The sovietization of Armenia did not end the Turkish menace. Karabekir threatened to resume his offensive unless his terms were accepted. The onerous terms obliged Armenia to renounce the Treaty of Sevres and all claims to Western Armenia and the province of Kars, and to accept temporary Turkish jurisdiction in Nakhichevan, among other issues. Alexander Khatisian, representative of the Republic of Armenia, signed the treaty in the wee hours of December 3.

       However, the Armenian government had already resigned and, therefore, Khatisian had no power whatsoever. On the other hand, Kiazim Karabekir represented the Great National Assembly of Turkey, with headquarters in Ankara, but the legal authority of Turkey, until November 1922, was in the hands of Sultan Mehmed VI and the Ottoman government in Constantinople. Legally, none of the signing parties had any attribution to stamp their signature under the document. Writes Richard Hovannisian: “Denounced and branded a traitor by Soviet and other non-Dashnakist authors, Khatisian justified his action as an exigency measure taken with the knowledge of the new Erevan government and intended to give time for the Red Army to enter Armenia in sufficient numbers to block a further Turkish advance.
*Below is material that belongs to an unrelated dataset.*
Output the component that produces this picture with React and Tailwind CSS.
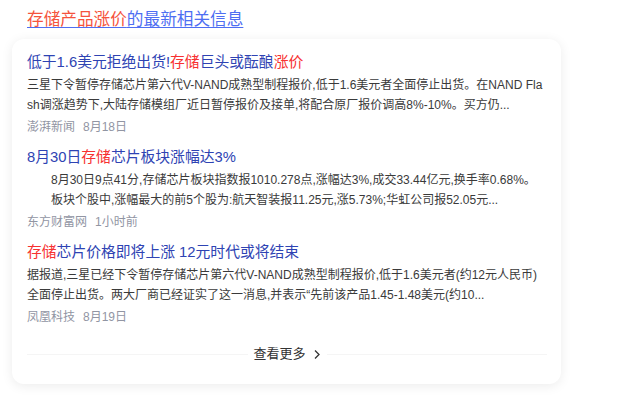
import React from "react";

const items = [
  {
    title: [
      { t: "低于1.6美元拒绝出货!" },
      { t: "存储", em: true },
      { t: "巨头或酝酿" },
      { t: "涨价", em: true },
    ],
    lines: [
      "三星下令暂停存储芯片第六代V-NAND成熟型制程报价,低于1.6美元者全面停止出货。在NAND Fla",
      "sh调涨趋势下,大陆存储模组厂近日暂停报价及接单,将配合原厂报价调高8%-10%。买方仍...",
    ],
    source: "澎湃新闻",
    time: "8月18日",
  },
  {
    title: [
      { t: "8月30日" },
      { t: "存储", em: true },
      { t: "芯片板块涨幅达3%" },
    ],
    lines: [
      "8月30日9点41分,存储芯片板块指数报1010.278点,涨幅达3%,成交33.44亿元,换手率0.68%。",
      "板块个股中,涨幅最大的前5个股为:航天智装报11.25元,涨5.73%;华虹公司报52.05元...",
    ],
    indent: true,
    source: "东方财富网",
    time: "1小时前",
  },
  {
    title: [
      { t: "存储", em: true },
      { t: "芯片价格即将上涨 12元时代或将结束" },
    ],
    lines: [
      "据报道,三星已经下令暂停存储芯片第六代V-NAND成熟型制程报价,低于1.6美元者(约12元人民币)",
      "全面停止出货。两大厂商已经证实了这一消息,并表示“先前该产品1.45-1.48美元(约10...",
    ],
    source: "凤凰科技",
    time: "8月19日",
  },
];

const font = "font-['Liberation_Sans','Noto_Sans_CJK_SC',sans-serif]";

const NewsItem = ({ item }) => (
  <div>
    <div className="text-[14.8px] leading-[22px] text-[#2e43b3] whitespace-nowrap">
      {item.title.map((p, i) => (
        <span key={i} className={p.em ? "text-[#f73131]" : ""}>
          {p.t}
        </span>
      ))}
    </div>
    <div className={`mt-[2px] text-[12px] leading-[20px] text-[#3a3a3a] ${item.indent ? "pl-[24px]" : ""}`}>
      {item.lines.map((l, i) => (
        <div key={i} className="whitespace-nowrap overflow-hidden">
          {l}
        </div>
      ))}
    </div>
    <div className="mt-[2px] flex gap-[8px] text-[12px] leading-[20px] text-[#9195a3]">
      <span>{item.source}</span>
      <span>{item.time}</span>
    </div>
  </div>
);

export default function App() {
  return (
    <div className={`w-[640px] h-[398px] bg-white overflow-hidden ${font}`}>
      <div className="pt-[7px] pl-[27px]">
        <a className="text-[16.65px] leading-[26px] underline text-[#4e6ef2] decoration-1 underline-offset-2">
          <span className="text-[#f5533d]">存储产品涨价</span>的最新相关信息
        </a>
      </div>

      <div className="mt-[6px] ml-[12px] w-[549px] rounded-[12px] bg-white shadow-[0_2px_12px_0_rgba(0,0,0,0.08)] pt-[12px] pl-[15px] pr-[14px] pb-[20px]">
        <div className="flex flex-col gap-[9px]">
          {items.map((item, i) => (
            <NewsItem key={i} item={item} />
          ))}
        </div>

        {/* 查看更多 */}
        <div className="mt-[17px] flex items-center h-[20px]">
          <div className="flex-1 h-px bg-[#f5f5f5]" />
          <div className="flex items-center mx-[6px] text-[13px] text-[#333]">
            <span>查看更多</span>
            <svg width="8" height="11" viewBox="0 0 8 11" className="ml-[7px]">
              <polyline points="2,1.5 6,5.5 2,9.5" fill="none" stroke="#333" strokeWidth="1.3" />
            </svg>
          </div>
          <div className="flex-1 h-px bg-[#f5f5f5]" />
        </div>
      </div>
    </div>
  );
}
Realizing that he had not legal jurisdiction, Khatisian hoped that the new Soviet government, with the support of Russia, would repudiate his action and force the Turks to withdraw, at least to the pre-war boundaries.”

       The Treaty of Alexandropol was never ratified and was replaced by the treaties of Moscow and Kars (March and October 1921). The latter was signed by the Great National Assembly of Turkey, Soviet Russia, Soviet Armenia, Soviet Georgia, and Soviet Azerbaijan. However, these treaties cannot be recognized as valid according to international law. Mustafa Kemal had not been invested with any powers by the legally recognized Ottoman government, and Soviet Armenia was not a legally recognized state anymore.